For three men were approaching with a kid, dates, and bananas, and in addition one of them bore a handsome large rug, evidently intended for the Hakim’s use.
The men approached with the same deference that they had displayed on the previous day, and then departed; but before they were half over the space which divided the two camps, a party of five men were seen approaching, one of whom was mounted upon a cream-coloured horse, two others supporting him as he swayed to and fro, apparently quite unable to retain his seat.
It was the avant-garde of the patients the Hakim was to treat that day, and coming as it did on the Baggara chiefs announcement that they were to accompany him the next morning, quite settled what, for at all events the present, was to be their position in connection with the force.
“You are to be surgeon in chief to the tribe, Robert,” said the professor merrily, “so you had better make the best of it.”
The doctor did not pause to reply, but gravely prepared to receive the fresh patient, shaking his head solemnly at Frank the while.
“It looks bad,” he said. “The poor fellow seems to be beyond help.”

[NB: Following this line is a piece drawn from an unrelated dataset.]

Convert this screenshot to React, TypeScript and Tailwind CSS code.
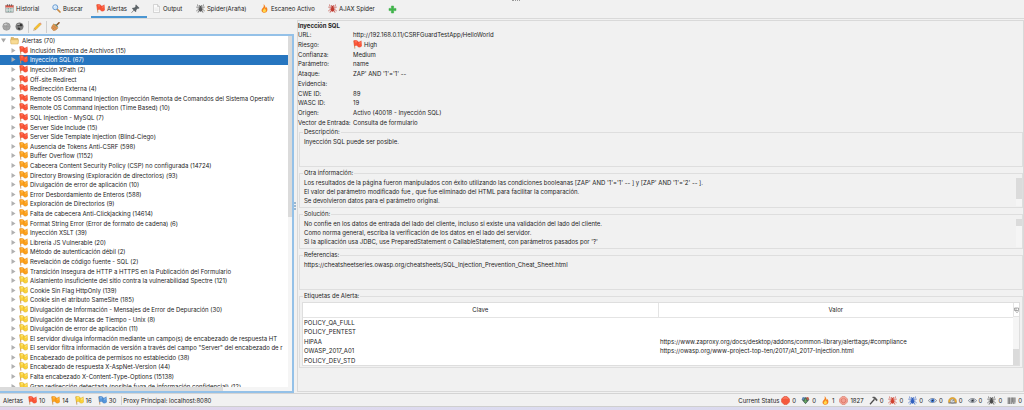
import React, { useState } from 'react';

type Level = 'high' | 'medium' | 'low' | 'info';

const flagColors: Record<Level, { fill: string; dark: string; light: string }> = {
  high: { fill: '#fb5537', dark: '#e0472e', light: '#ff8a70' },
  medium: { fill: '#fda21d', dark: '#dc8616', light: '#ffc766' },
  low: { fill: '#fbd23a', dark: '#d0a420', light: '#fff0a0' },
  info: { fill: '#5596dc', dark: '#3a6fae', light: '#9cc6f2' },
};

const alerts: { name: string; level: Level }[] = [
  { name: 'Inclusión Remota de Archivos (15)', level: 'high' },
  { name: 'Inyección SQL (67)', level: 'high' },
  { name: 'Inyección XPath (2)', level: 'high' },
  { name: 'Off-site Redirect', level: 'high' },
  { name: 'Redirección Externa (4)', level: 'high' },
  { name: 'Remote OS Command Injection (Inyección Remota de Comandos del Sistema Operativ', level: 'high' },
  { name: 'Remote OS Command Injection (Time Based) (10)', level: 'high' },
  { name: 'SQL Injection - MySQL (7)', level: 'high' },
  { name: 'Server Side Include (15)', level: 'high' },
  { name: 'Server Side Template Injection (Blind-Ciego)', level: 'high' },
  { name: 'Ausencia de Tokens Anti-CSRF (598)', level: 'medium' },
  { name: 'Buffer Overflow (1152)', level: 'medium' },
  { name: 'Cabecera Content Security Policy (CSP) no configurada (14724)', level: 'medium' },
  { name: 'Directory Browsing (Exploración de directorios) (93)', level: 'medium' },
  { name: 'Divulgación de error de aplicación (10)', level: 'medium' },
  { name: 'Error Desbordamiento de Enteros (588)', level: 'medium' },
  { name: 'Exploración de Directorios (9)', level: 'medium' },
  { name: 'Falta de cabecera Anti-Clickjacking (14614)', level: 'medium' },
  { name: 'Format String Error (Error de formato de cadena) (6)', level: 'medium' },
  { name: 'Inyección XSLT (39)', level: 'medium' },
  { name: 'Librería JS Vulnerable (20)', level: 'medium' },
  { name: 'Método de autenticación débil (2)', level: 'medium' },
  { name: 'Revelación de código fuente - SQL (2)', level: 'medium' },
  { name: 'Transición Insegura de HTTP a HTTPS en la Publicación del Formulario', level: 'medium' },
  { name: 'Aislamiento insuficiente del sitio contra la vulnerabilidad Spectre (121)', level: 'low' },
  { name: 'Cookie Sin Flag HttpOnly (139)', level: 'low' },
  { name: 'Cookie sin el atributo SameSite (185)', level: 'low' },
  { name: 'Divulgación de Información - Mensajes de Error de Depuración (30)', level: 'low' },
  { name: 'Divulgación de Marcas de Tiempo - Unix (8)', level: 'low' },
  { name: 'Divulgación de error de aplicación (11)', level: 'low' },
  { name: 'El servidor divulga información mediante un campo(s) de encabezado de respuesta HT', level: 'low' },
  { name: 'El servidor filtra información de versión a través del campo "Server" del encabezado de r', level: 'low' },
  { name: 'Encabezado de política de permisos no establecido (38)', level: 'low' },
  { name: 'Encabezado de respuesta X-AspNet-Version (44)', level: 'low' },
  { name: 'Falta encabezado X-Content-Type-Options (15138)', level: 'low' },
  { name: 'Gran redirección detectada (posible fuga de información confidencial) (12)', level: 'low' },
];

const details = [
  { label: 'URL:', value: 'http://192.168.0.11/CSRFGuardTestApp/HelloWorld' },
  { label: 'Riesgo:', value: 'High', flag: true },
  { label: 'Confianza:', value: 'Medium' },
  { label: 'Parámetro:', value: 'name' },
  { label: 'Ataque:', value: "ZAP' AND '1'='1' --" },
  { label: 'Evidencia:', value: '' },
  { label: 'CWE ID:', value: '89' },
  { label: 'WASC ID:', value: '19' },
  { label: 'Origen:', value: 'Activo (40018 - Inyección SQL)' },
  { label: 'Vector de Entrada:', value: 'Consulta de formulario' },
];

const tags = [
  { key: 'POLICY_QA_FULL', value: '' },
  { key: 'POLICY_PENTEST', value: '' },
  { key: 'HIPAA', value: 'https://www.zaproxy.org/docs/desktop/addons/common-library/alerttags/#compliance' },
  { key: 'OWASP_2017_A01', value: 'https://owasp.org/www-project-top-ten/2017/A1_2017-Injection.html' },
  { key: 'POLICY_DEV_STD', value: '' },
];

const Flag = ({ level }: { level: Level }) => {
  const c = flagColors[level];
  return (
    <svg viewBox="0 0 18 18" className="w-[9px] h-[9px] shrink-0">
      <path d="M.8 1.5 L2.8 1 L4.8 17 L2.8 17.5 Z" fill="#c99a6a" />
      <path d="M1.5 1.5 C4.5 0 8 .5 9.8 2.5 L10.8 12.5 C8 10.5 5.5 10.5 2.8 12 Z" fill={c.fill} stroke={c.dark} strokeWidth=".6" />
      <path d="M9.6 3.5 C12 4.5 14.5 3.5 16.5 1.5 L17.6 12 C15 14.5 12 15 9.6 13.5 Z" fill={c.fill} stroke={c.dark} strokeWidth=".6" />
      <path d="M4 4 C5.5 3.2 7 3.4 8 4 M12 6.5 C13.5 6.5 14.5 6 15.5 5.3" fill="none" stroke={c.light} strokeWidth="1.6" />
    </svg>
  );
};

const Spider = ({ color }: { color: string }) => (
  <svg viewBox="0 0 18 18" className="w-[9px] h-[9px] shrink-0">
    <g stroke={color} strokeWidth="1.3" fill="none">
      <path d="M7 8 L4 5 L3 1 M11 8 L14 5 L15 1 M7 9 L3 7.5 L.5 6 M11 9 L15 7.5 L17.5 6" />
      <path d="M7 11 L3 12 L.5 14 M11 11 L15 12 L17.5 14 M8 12 L5 14 L4 17.5 M10 12 L13 14 L14 17.5 M7.5 5 L6.5 2 M10.5 5 L11.5 2" />
    </g>
    <ellipse cx="9" cy="11" rx="3.4" ry="4.6" fill={color} />
    <circle cx="9" cy="6" r="2.4" fill={color} />
  </svg>
);

const Flame = () => (
  <svg viewBox="0 0 18 18" className="w-[9px] h-[9px] shrink-0">
    <path d="M7 .5 C12 4 9.5 6 12 8 C12.5 7 12.5 6 12.5 5.5 C17 11 14.5 17.5 9 17.5 C3 17.5 1.5 12 5 8.5 C8 5.5 8 3 7 .5 Z" fill="#f5821f" />
    <path d="M9 8 C11 11 13 12 11.5 15 C10 17.5 6 17 5.5 14 C5.2 11.5 8.5 11 9 8 Z" fill="#ffd84a" />
  </svg>
);

const Eye = ({ color }: { color: string }) => (
  <svg viewBox="0 0 18 18" className="w-[9px] h-[9px] shrink-0">
    <path d="M.8 9.5 C4 3.5 14 3.5 17.2 9.5 C14 14 4 14 .8 9.5 Z" fill="#e9eef4" stroke="#6e7681" strokeWidth="1.5" />
    <circle cx="9" cy="9" r="4" fill={color} />
    <circle cx="9" cy="9" r="1.6" fill="#151b26" />
    <circle cx="7.7" cy="7.5" r="1" fill="#fff" />
  </svg>
);

const CalendarIcon = () => (
  <svg viewBox="0 0 18 18" className="w-[9px] h-[9px] shrink-0">
    <rect x="1" y="2.5" width="16" height="14.5" rx="1" fill="#e8e8e8" stroke="#8b8b8b" />
    <rect x="1" y="2.5" width="16" height="4.5" fill="#d65a4c" />
    <path d="M5 .5 V4 M9 .5 V4 M13 .5 V4" stroke="#555" strokeWidth="1.5" />
    <path d="M3 9 H15 M3 12 H15 M3 15 H15" stroke="#5e8f86" strokeWidth="1.7" strokeDasharray="2 1.3" />
  </svg>
);

const SearchIcon = () => (
  <svg viewBox="0 0 18 18" className="w-[9px] h-[9px] shrink-0">
    <path d="M10 10 L16 16" stroke="#c98b45" strokeWidth="3.4" strokeLinecap="round" />
    <circle cx="6.5" cy="6.5" r="5" fill="#cfe6fa" stroke="#6a9bd0" strokeWidth="2" />
    <path d="M4 6 C4.3 4.5 5.3 4 6.5 3.8" stroke="#fff" strokeWidth="1.4" fill="none" />
  </svg>
);

const PinIcon = () => (
  <svg viewBox="0 0 18 18" className="w-[9px] h-[9px] shrink-0">
    <path d="M10 1 L17 8 L15 9.5 L13.5 9 L10.5 12 L10.5 15 L9 16 L2 9 L3.5 7.5 L6.5 7.5 L9.3 4.5 L8.7 2.5 Z" fill="#5d6468" />
    <path d="M6 12 L1 17.5" stroke="#777" strokeWidth="1.6" />
  </svg>
);

const PageIcon = () => (
  <svg viewBox="0 0 18 18" className="w-[9px] h-[9px] shrink-0">
    <path d="M3 1 H11 L15 5 V17 H3 Z" fill="#fbfbfb" stroke="#b4b4b4" />
    <path d="M11 1 V5 H15" fill="#e2e2e2" stroke="#b4b4b4" />
    <path d="M5 8 H13 M5 10.5 H13 M5 13 H13" stroke="#dcdcdc" />
  </svg>
);

const PlusIcon = () => (
  <svg viewBox="0 0 18 18" className="w-[9px] h-[9px] shrink-0">
    <path d="M6.8 2 H11.2 V6.8 H16 V11.2 H11.2 V16 H6.8 V11.2 H2 V6.8 H6.8 Z" fill="#3fb549" stroke="#35ab42" strokeLinejoin="round" />
  </svg>
);

const Globe = ({ dark }: { dark?: boolean }) => (
  <svg viewBox="0 0 18 18" className="w-[9px] h-[9px] shrink-0">
    <circle cx="9" cy="9" r="7.5" fill={dark ? '#7d7d7d' : '#b5b5b5'} stroke="#7a7a7a" />
    {dark ? (
      <path d="M4 4 C7 2 8 5 10 4 C13 3 14 5 15 7 L12 9 L9 7 L6 9 Z M5 12 L8 11 L11 14 L8 16 Z" fill="#333" />
    ) : (
      <path d="M3 6 H15 M2 9 H16 M3 12 H15 M6 3 V15 M9 2 V16 M12 3 V15" stroke="#8c8c8c" strokeWidth=".8" />
    )}
    <ellipse cx="7" cy="5" rx="3" ry="1.5" fill="#e2e2e2" opacity=".7" />
  </svg>
);

const PencilIcon = () => (
  <svg viewBox="0 0 18 18" className="w-[9px] h-[9px] shrink-0">
    <path d="M1 17 L2.5 12.5 L5.5 15.5 Z" fill="#e8c9a0" stroke="#8f6b3f" strokeWidth=".6" />
    <path d="M2.5 12.5 L13 2 L16 5 L5.5 15.5 Z" fill="#f7c02c" stroke="#c68d16" strokeWidth=".8" />
    <path d="M13 2 L14.5 .8 L17.2 3.5 L16 5 Z" fill="#e08a7a" />
  </svg>
);

const BroomIcon = () => (
  <svg viewBox="0 0 18 18" className="w-[9px] h-[9px] shrink-0">
    <path d="M10.5 7 L16 1.5" stroke="#8a5528" strokeWidth="3.2" strokeLinecap="round" />
    <path d="M6 3.5 L14 11.5 C12 15 8 17.5 5 17.5 L.5 12 C2 9 3 5 6 3.5 Z" fill="#e0984e" stroke="#a8682e" strokeWidth=".8" />
    <path d="M3 11 L7 15 M5 8 L10 13" stroke="#b0705c" strokeWidth="1.3" />
    <path d="M7.5 4 L13.5 10" stroke="#5d8f63" strokeWidth="1.8" />
  </svg>
);

const FolderIcon = () => (
  <svg viewBox="0 0 18 18" className="w-[9px] h-[9px] shrink-0">
    <path d="M2 3 H7 L9 5 H16 V15 H2 Z" fill="#e4bb66" stroke="#c79d4c" />
    <path d="M1 7.5 H17 L16 16 H2 Z" fill="#f8db94" stroke="#d4ad5c" />
  </svg>
);

const Burst = ({ pale }: { pale?: boolean }) => (
  <svg viewBox="0 0 18 18" className="w-[9px] h-[9px] shrink-0">
    <path d="M6 1 H12 L17 6 V12 L12 17 H6 L1 12 V6 Z" fill={pale ? '#f0a093' : '#f4583c'} stroke={pale ? '#d9705f' : '#e0452c'} strokeLinejoin="round" />
    {pale && <circle cx="9" cy="9" r="4.5" fill="none" stroke="#d9705f" strokeWidth="1.5" />}
    <path d="M5 5 C7 3.3 11 3.3 13 5" fill="none" stroke="#ffb3a2" strokeWidth="1.3" />
  </svg>
);

const DownloadIcon = () => (
  <svg viewBox="0 0 18 18" className="w-[9px] h-[9px] shrink-0">
    <path d="M1 7 L9 2 L17 7 L9 16 Z" fill="#5b6f7d" />
    <circle cx="5" cy="5" r="3" fill="#5c86b5" />
    <circle cx="13" cy="5" r="3" fill="#c05f4b" />
    <path d="M7 5 H11 V9 H14 L9 15 L4 9 H7 Z" fill="#68a862" stroke="#30463a" strokeWidth=".8" />
  </svg>
);

const HammerIcon = () => (
  <svg viewBox="0 0 18 18" className="w-[9px] h-[9px] shrink-0">
    <path d="M2 16.5 L11 6.5" stroke="#4b4b4b" strokeWidth="2.4" />
    <path d="M6 2.5 C10 .5 13 2 15 5 L17.5 8 L15 10.5 L12.5 7.5 L9.5 5 Z" fill="#5a5a5a" />
  </svg>
);

const SunCloud = () => (
  <svg viewBox="0 0 18 18" className="w-[9px] h-[9px] shrink-0">
    <path d="M1 11 C1 6 5 3 9 3 C13 3 17 6 17 11 V13 H1 Z" fill="#f2b12e" stroke="#bb7e1d" />
    <circle cx="9" cy="10.5" r="4.3" fill="#d8dce2" stroke="#7a7f88" />
    <path d="M9 10.5 L11.5 7.5" stroke="#333" strokeWidth="1.3" />
    <path d="M1 14 H17" stroke="#70757d" strokeWidth="2" />
  </svg>
);

const BarsIcon = () => (
  <svg viewBox="0 0 18 18" className="w-[9px] h-[9px] shrink-0">
    <rect x="1" y="3" width="16" height="13" fill="#c9c9c9" />
    <path d="M2.5 3 V16 M5 3 V16 M8.5 3 V16 M11 3 V13 M13.5 3 V16 M16 3 V13" stroke="#666" strokeWidth="1.4" />
  </svg>
);

const tabs = [
  { label: 'Historial', icon: <CalendarIcon />, width: 'w-[47px]' },
  { label: 'Buscar', icon: <SearchIcon />, width: 'w-[44px]' },
  { label: 'Alertas', icon: <Flag level="high" />, width: 'w-[56px]', pinned: true },
  { label: 'Output', icon: <PageIcon />, width: 'w-[44px]' },
  { label: 'Spider(Araña)', icon: <Spider color="#555" />, width: 'w-[64px]' },
  { label: 'Escaneo Activo', icon: <Flame />, width: 'w-[68px]' },
  { label: 'AJAX Spider', icon: <Spider color="#c0392f" />, width: 'w-[60px]' },
];

const scans = [
  { icon: <Burst />, count: 0 },
  { icon: <DownloadIcon />, count: 0 },
  { icon: <Flame />, count: 1 },
  { icon: <Burst pale />, count: 1827 },
  { icon: <HammerIcon />, count: 0 },
  { icon: <Spider color="#d0402f" />, count: 0 },
  { icon: <Spider color="#2f5fc0" />, count: 0 },
  { icon: <Eye color="#3a74d0" />, count: 0 },
  { icon: <SunCloud />, count: 0 },
  { icon: <Eye color="#7b8087" />, count: 0 },
  { icon: <Spider color="#4a4a4a" />, count: 0 },
  { icon: <BarsIcon />, count: 0 },
];

const Group = ({ title, thumb, children }: { title: string; thumb?: string; children: React.ReactNode }) => (
  <fieldset className="min-w-0 h-10 border border-[#dedede]">
    <legend className="ml-[3px] px-px leading-[10px]">{title}</legend>
    <div className="flex justify-between pl-1">
      <div className="leading-[9px] whitespace-nowrap">{children}</div>
      {thumb && (
        <div className="w-[6px] h-[28px] bg-[#f5f5f5]">
          <div className={`w-full bg-[#dbdbdb] ${thumb}`} />
        </div>
      )}
    </div>
  </fieldset>
);

export default function App() {
  const [activeTab, setActiveTab] = useState('Alertas');
  const [selected, setSelected] = useState('Inyección SQL (67)');

  return (
    <div className="h-screen flex flex-col overflow-hidden bg-[#f1f1f1] text-[#222222] text-[6px] leading-[9px] font-[Inter,Arial,sans-serif]">
      {/* Tabs */}
      <nav className="relative flex h-[19px] shrink-0 border-b border-[#d9d9d9]">
        {tabs.map(tab => (
          <button
            key={tab.label}
            onClick={() => setActiveTab(tab.label)}
            className={`flex items-center gap-[2px] pl-[5px] whitespace-nowrap border-b-2 ${tab.width} ${tab.label === activeTab ? 'border-[#4a96d2]' : 'border-transparent'}`}
          >
            {tab.icon}
            {tab.label}
            {tab.pinned && <span className="pl-[2px]"><PinIcon /></span>}
          </button>
        ))}
        <button aria-label="Añadir" className="pl-[5px]"><PlusIcon /></button>
        <span className="absolute left-1/2 top-0 w-2 border-t border-dotted border-[#999]" />
      </nav>

      <main className="flex flex-1 min-h-0">
        {/* Alert tree */}
        <section className="w-[294px] shrink-0 flex flex-col">
          <div className="flex items-center h-[15px] shrink-0 pl-[2px] gap-[4px]">
            <button aria-label="Ámbito"><Globe /></button>
            <button aria-label="Sitios"><Globe dark /></button>
            <span className="h-3 border-l border-[#cfcfcf]" />
            <button aria-label="Editar"><PencilIcon /></button>
            <span className="h-3 border-l border-[#cfcfcf]" />
            <button aria-label="Limpiar"><BroomIcon /></button>
          </div>
          <div className="flex flex-1 min-h-0 border-2 border-l-0 border-[#94c1e8] bg-white">
            <div className="flex-1 min-w-0 flex flex-col">
              <div className="flex-1 min-h-0 overflow-hidden flex flex-col">
                <ul className="flex-1 shrink-0 -mb-1 flex flex-col whitespace-nowrap">
                  <li className="flex-1 min-h-0 flex items-center gap-[3px] pl-[1px]">
                    <svg viewBox="0 0 10 10" className="w-[5px] h-[5px]"><path d="M0 1 H10 L5 9 Z" fill="#a5a5a5" /></svg>
                    <span className="pl-px"><FolderIcon /></span>
                    Alertas (70)
                  </li>
                  {alerts.map(alert => (
                    <li key={alert.name} className={`flex-1 min-h-0 flex ${alert.name === selected ? 'bg-[#2675bf] text-white' : ''}`}>
                      <button onClick={() => setSelected(alert.name)} className="flex items-center flex-1 gap-[2px] pl-[11px]">
                        <svg viewBox="0 0 10 10" className="w-[5px] h-[5px] mr-px shrink-0"><path d="M1 0 L9 5 L1 10 Z" fill="#b0b0b0" /></svg>
                        <Flag level={alert.level} />
                        {alert.name}
                      </button>
                    </li>
                  ))}
                </ul>
              </div>
              <div className="h-[4px] shrink-0 bg-[#f5f5f5]"><div className="h-full w-[223px] bg-[#dbdbdb]" /></div>
            </div>
            <div className="w-[4px] bg-[#f5f5f5]"><div className="h-[181px] bg-[#dbdbdb]" /></div>
          </div>
        </section>

        <div className="w-[3px] shrink-0 flex items-center"><span className="h-2 border-l-2 border-dotted border-[#9db8d0]" /></div>

        {/* Alert details */}
        <section className="flex-1 min-w-0 flex flex-col mt-px border border-[#d9d9d9] mb-px">
          <div className="h-[106px] shrink-0 flex flex-col">
            <h2 className="flex-1 font-bold">Inyección SQL</h2>
            <dl className="h-[97px] flex flex-col">
              {details.map(row => (
                <div key={row.label} className="flex-1 min-h-0 flex items-center">
                  <dt className="w-[55px] whitespace-nowrap">{row.label}</dt>
                  <dd className="flex items-center gap-[2px]">
                    {row.flag && <Flag level="high" />}
                    {row.value}
                  </dd>
                </div>
              ))}
            </dl>
          </div>
          <div className="flex flex-col gap-px pl-px">
            <Group title="Descripción:">Inyección SQL puede ser posible.</Group>
            <Group title="Otra información:" thumb="h-[21px]">
              <p>Los resultados de la página fueron manipulados con éxito utilizando las condiciones booleanas [ZAP' AND '1'='1' -- ] y [ZAP' AND '1'='2' -- ].</p>
              <p>El valor del parámetro modificado fue , que fue eliminado del HTML para facilitar la comparación.</p>
              <p>Se devolvieron datos para el parámetro original.</p>
            </Group>
            <Group title="Solución:" thumb="h-[7px]">
              <p>No confíe en los datos de entrada del lado del cliente, incluso si existe una validación del lado del cliente.</p>
              <p>Como norma general, escriba la verificación de los datos en el lado del servidor.</p>
              <p>Si la aplicación usa JDBC, use PreparedStatement o CallableStatement, con parámetros pasados por '?'</p>
            </Group>
            <Group title="Referencias:">https://cheatsheetseries.owasp.org/cheatsheets/SQL_Injection_Prevention_Cheat_Sheet.html</Group>
            <fieldset className="min-w-0 h-[77px] border border-[#dedede] pl-[2px] pr-[2px]">
              <legend className="ml-px px-px leading-[10px]">Etiquetas de Alerta:</legend>
              <div className="flex mt-px h-[64px] border border-[#dedede] bg-white">
                <table className="flex-1 h-full table-fixed border-collapse">
                  <thead>
                    <tr className="h-[14px] border-b border-[#e4e4e4]">
                      <th className="w-1/2 p-0 font-normal border-r border-[#e4e4e4]">Clave</th>
                      <th className="w-1/2 p-0 font-normal">Valor</th>
                    </tr>
                  </thead>
                  <tbody>
                    {tags.map(tag => (
                      <tr key={tag.key}>
                        <td className="py-0 pl-px">{tag.key}</td>
                        <td className="py-0 pl-[2px] whitespace-nowrap">{tag.value}</td>
                      </tr>
                    ))}
                  </tbody>
                </table>
                <div className="w-[6px] flex flex-col">
                  <button aria-label="Columnas" className="h-[14px] border-l border-b border-[#e4e4e4]">
                    <svg viewBox="0 0 10 10" className="w-[5px] h-[6px]"><path d="M1 1 H9 V6 H1 Z M4 1 V6 M3 8 L6 10 L9 8" fill="none" stroke="#777" strokeWidth="1.2" /></svg>
                  </button>
                  <div className="flex-1 bg-[#f5f5f5] flex flex-col justify-end"><div className="h-4 bg-[#dbdbdb]" /></div>
                </div>
              </div>
            </fieldset>
          </div>
        </section>
      </main>

      {/* Status bar */}
      <footer className="h-[13px] shrink-0 flex items-center border-t border-[#d4d4d4] pl-[3px] pr-[2px] whitespace-nowrap">
        <span className="pr-[5px]">Alertas</span>
        <div className="flex gap-[6px] pr-[5px] border-r border-[#cfcfcf]">
          <span className="flex items-center gap-[2px]"><Flag level="high" />10</span>
          <span className="flex items-center gap-[2px]"><Flag level="medium" />14</span>
          <span className="flex items-center gap-[2px]"><Flag level="low" />16</span>
          <span className="flex items-center gap-[2px]"><Flag level="info" />30</span>
        </div>
        <span className="pl-px">Proxy Principal: localhost:8080</span>
        <div className="ml-auto flex items-center gap-[2px]">
          <span>Current Status</span>
          <div className="flex gap-[5px]">
            {scans.map((scan, i) => (
              <span key={i} className="flex items-center gap-[2px]">{scan.icon}{scan.count}</span>
            ))}
          </div>
        </div>
      </footer>
      <div className="h-[4px] shrink-0 border-t border-[#cfcfcf] bg-linear-to-r from-[#e2d3ea] via-[#dcdcf0] to-[#d9d6ec]" />
    </div>
  );
}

The Baggara appeared to be a finely built, manly young fellow as he was allowed to subside into his followers’ arms, and then borne to where the Hakim waited. There they laid him upon a rug which Frank dragged ready for his reception, to leave their burden lying flat upon his back, while the bearers drew back, but the horse advanced, to lower its soft muzzle and sniff at its rider’s face, before raising its head and uttering a shrill neigh.
The four men stood looking at the Hakim, as much as to say, “He is dead, but you must bring him to life.”
The doctor’s broad white brow was as a rule wonderfully free from lines, but as Frank glanced at him it was to see them gather now as straight and regular almost as if they had been ruled, from his eyebrows high up to where the hair had been shorn away.
But no time was wasted, and no search was needed. The young chief—for such he seemed to be—had received a terrible thrust from a spear just below the collar-bone, and to all appearance he had bled to death.